SABMiller Might Be Too Late to Stop AB InBev

The big news in the world of beer is a report in the Wall Street Journal on how Anheuser-Busch InBev is looking for financing to purchase its chief rival, SABMiller, in a deal estimated to be worth $122 billion. The combined company would control 29 percent of the world’s beer industry, according to Euromonitor.

There’s one significant wrinkle in this developing story: SABMiller is an unwilling acquisition target. In fact, as Bloomberg reports, SABMiller is courting Heineken, the family-owned brewer responsible for 9 percent of the global market, to make the attempted swallowing by AB InBev all the more difficult. There are limits to what regulators will allow. The question is, why didn’t SABMiller act sooner? Analysts have been predicting for years that AB InBev would come after its chief competitor.

This is what AB InBev does. It’s more of a mergers-and-acquisitions firm than a traditional beer company. AB InBev itself is the offspring of several mergers, starting in 1989 when a group of Brazilian investment bankers led by Jorge Lemann bought a local brewer called Brahma for $60 million and went shopping for its competitors. They snapped up Brazil’s Antarctica, forming Ambev, which they combined with Belgium’s Interbrew in 2004. The result was InBev, the brewing juggernaut that devoured Anheuser-Busch in a $52 billion hostile takeover in 2008.

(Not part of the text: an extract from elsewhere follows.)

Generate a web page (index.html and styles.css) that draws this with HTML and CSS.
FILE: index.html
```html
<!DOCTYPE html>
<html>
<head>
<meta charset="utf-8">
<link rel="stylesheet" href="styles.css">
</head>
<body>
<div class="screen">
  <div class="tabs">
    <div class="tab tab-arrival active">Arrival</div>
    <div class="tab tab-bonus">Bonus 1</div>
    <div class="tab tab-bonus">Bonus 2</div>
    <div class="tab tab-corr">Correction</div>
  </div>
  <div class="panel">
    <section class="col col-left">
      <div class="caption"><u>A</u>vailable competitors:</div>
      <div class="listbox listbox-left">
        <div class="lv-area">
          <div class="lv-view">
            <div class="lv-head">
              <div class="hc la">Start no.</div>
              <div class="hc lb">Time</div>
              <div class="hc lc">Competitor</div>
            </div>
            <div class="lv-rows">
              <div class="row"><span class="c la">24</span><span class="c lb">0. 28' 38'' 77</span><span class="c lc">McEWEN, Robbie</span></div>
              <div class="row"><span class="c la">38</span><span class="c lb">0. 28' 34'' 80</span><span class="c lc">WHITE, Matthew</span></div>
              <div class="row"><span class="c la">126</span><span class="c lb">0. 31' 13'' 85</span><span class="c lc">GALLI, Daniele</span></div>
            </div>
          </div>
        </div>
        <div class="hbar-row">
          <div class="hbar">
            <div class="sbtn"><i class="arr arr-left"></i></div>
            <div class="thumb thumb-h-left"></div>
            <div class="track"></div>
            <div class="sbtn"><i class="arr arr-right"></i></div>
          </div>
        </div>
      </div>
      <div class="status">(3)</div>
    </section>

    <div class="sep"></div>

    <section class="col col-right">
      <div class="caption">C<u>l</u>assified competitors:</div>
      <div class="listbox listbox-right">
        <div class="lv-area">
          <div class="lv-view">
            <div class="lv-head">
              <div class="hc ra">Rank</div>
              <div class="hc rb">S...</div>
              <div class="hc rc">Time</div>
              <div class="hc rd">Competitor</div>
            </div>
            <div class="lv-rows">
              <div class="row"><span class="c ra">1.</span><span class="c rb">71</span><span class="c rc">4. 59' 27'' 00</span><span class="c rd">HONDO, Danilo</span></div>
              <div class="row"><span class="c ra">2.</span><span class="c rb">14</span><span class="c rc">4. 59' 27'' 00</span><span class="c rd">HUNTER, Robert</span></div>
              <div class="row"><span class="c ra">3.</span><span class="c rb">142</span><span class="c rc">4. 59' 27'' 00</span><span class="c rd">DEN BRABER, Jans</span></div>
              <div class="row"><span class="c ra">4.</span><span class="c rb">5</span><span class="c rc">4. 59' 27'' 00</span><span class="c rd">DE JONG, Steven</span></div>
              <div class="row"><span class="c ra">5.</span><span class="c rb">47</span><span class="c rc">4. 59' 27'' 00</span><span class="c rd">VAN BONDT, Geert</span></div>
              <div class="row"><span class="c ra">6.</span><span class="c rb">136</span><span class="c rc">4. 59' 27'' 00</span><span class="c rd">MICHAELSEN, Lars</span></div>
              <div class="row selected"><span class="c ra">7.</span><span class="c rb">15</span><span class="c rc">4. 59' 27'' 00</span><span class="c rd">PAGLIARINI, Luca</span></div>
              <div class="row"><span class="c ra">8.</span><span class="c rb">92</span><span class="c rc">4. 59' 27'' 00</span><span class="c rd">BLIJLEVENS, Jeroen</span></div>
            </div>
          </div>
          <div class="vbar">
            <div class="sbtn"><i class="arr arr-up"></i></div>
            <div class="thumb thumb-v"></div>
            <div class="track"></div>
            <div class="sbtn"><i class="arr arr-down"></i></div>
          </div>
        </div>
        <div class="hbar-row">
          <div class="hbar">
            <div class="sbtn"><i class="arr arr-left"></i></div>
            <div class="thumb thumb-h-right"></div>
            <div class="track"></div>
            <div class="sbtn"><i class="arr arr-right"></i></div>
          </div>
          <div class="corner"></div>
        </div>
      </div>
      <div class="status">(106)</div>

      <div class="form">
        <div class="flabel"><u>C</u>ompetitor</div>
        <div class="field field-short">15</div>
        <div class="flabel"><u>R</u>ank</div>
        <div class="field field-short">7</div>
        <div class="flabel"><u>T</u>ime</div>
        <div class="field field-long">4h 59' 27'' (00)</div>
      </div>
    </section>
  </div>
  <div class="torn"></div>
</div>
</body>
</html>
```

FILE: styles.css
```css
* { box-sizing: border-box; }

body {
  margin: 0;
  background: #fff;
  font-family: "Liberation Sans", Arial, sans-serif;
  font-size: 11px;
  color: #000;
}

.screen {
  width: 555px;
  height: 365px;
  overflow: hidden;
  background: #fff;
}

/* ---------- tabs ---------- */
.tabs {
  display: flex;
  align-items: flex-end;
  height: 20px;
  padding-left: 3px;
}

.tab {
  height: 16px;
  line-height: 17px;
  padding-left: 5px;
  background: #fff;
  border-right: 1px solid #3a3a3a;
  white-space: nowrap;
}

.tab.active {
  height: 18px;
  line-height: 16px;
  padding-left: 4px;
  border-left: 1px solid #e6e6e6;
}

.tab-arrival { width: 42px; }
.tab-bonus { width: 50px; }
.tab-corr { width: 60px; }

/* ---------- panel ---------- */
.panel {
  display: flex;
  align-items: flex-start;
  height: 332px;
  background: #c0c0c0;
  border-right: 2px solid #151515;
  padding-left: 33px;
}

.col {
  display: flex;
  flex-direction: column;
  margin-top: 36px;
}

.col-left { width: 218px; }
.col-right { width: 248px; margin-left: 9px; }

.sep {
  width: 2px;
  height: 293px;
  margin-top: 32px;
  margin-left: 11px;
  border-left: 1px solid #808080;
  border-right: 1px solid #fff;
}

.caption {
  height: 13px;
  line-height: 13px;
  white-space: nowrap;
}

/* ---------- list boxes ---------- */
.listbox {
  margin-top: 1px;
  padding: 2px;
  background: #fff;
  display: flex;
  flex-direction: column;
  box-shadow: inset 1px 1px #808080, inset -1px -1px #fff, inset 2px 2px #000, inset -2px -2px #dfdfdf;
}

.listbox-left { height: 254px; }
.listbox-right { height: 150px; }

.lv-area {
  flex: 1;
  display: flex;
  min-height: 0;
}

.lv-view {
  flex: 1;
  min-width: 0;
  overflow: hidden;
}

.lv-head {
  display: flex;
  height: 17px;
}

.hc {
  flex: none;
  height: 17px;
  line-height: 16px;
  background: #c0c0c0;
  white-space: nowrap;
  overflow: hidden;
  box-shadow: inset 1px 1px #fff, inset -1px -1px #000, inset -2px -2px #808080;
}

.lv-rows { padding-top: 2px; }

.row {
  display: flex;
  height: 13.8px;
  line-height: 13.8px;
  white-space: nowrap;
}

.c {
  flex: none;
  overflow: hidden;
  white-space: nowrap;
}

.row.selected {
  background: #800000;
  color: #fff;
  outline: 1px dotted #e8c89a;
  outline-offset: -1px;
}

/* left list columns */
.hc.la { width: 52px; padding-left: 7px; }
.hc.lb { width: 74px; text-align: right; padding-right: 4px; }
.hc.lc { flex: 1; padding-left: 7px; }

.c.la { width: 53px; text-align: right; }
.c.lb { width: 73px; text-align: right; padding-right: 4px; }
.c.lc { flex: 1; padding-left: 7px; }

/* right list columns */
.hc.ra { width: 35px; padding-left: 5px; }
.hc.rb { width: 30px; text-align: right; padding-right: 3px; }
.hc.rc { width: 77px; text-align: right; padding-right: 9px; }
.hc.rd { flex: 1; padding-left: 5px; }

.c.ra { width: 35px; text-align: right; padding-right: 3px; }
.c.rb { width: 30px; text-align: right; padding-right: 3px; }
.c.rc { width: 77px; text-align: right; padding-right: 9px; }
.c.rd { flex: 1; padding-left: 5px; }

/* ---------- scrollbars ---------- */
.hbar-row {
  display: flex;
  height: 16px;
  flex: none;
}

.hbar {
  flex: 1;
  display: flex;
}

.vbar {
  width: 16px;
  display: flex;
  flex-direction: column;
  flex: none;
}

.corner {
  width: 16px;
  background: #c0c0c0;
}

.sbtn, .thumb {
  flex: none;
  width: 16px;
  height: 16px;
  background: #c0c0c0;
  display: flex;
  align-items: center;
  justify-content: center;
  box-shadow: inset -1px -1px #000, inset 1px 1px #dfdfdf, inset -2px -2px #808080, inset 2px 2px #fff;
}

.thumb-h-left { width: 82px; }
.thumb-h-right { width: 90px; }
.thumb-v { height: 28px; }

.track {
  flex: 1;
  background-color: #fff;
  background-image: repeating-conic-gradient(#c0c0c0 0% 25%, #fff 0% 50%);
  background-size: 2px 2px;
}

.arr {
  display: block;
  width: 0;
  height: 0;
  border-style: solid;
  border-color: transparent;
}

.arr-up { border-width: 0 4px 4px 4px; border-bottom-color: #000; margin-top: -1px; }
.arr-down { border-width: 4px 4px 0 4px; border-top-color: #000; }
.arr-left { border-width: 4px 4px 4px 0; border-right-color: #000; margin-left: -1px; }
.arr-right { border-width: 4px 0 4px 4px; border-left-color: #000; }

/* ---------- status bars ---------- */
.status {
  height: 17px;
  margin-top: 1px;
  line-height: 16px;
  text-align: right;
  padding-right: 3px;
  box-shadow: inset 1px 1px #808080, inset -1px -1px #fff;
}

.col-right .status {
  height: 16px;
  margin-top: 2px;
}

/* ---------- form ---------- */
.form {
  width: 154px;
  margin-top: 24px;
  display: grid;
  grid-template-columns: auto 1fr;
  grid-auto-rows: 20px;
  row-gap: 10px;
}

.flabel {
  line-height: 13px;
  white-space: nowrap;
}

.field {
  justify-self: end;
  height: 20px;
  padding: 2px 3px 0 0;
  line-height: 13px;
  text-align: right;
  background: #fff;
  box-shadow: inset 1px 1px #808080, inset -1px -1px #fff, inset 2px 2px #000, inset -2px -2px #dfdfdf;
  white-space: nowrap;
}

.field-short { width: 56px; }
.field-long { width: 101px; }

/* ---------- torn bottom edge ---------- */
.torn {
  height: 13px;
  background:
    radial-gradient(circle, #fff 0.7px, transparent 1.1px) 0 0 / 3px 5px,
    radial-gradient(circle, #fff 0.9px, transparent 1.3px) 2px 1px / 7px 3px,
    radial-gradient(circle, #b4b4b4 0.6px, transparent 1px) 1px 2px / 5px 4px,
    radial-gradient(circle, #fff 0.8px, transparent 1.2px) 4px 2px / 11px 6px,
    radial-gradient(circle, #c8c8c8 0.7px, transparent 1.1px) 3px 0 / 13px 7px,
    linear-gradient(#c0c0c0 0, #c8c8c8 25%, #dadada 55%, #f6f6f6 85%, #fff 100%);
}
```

Analysts say that AB InBev would have to get rid of SABMiller’s Miller Coors business in the U.S. to get the latest deal approved by antitrust regulators. But that’s very doable: Molson Coors Chief Executive Peter Swinburn has said he would be interested in acquiring the joint venture if it were for sale, and now he may get his chance.

SABMiller’s defense isn’t working—Heineken immediately rejected its offer—and the price of AB Inbev’s shares has been rising on Monday in a sign that Wall Street likes the idea of the beer megamerger. Unless SABMiller can persuade Heineken to change its mind, the smaller beer giant may have to go to AB InBev’s big gulp.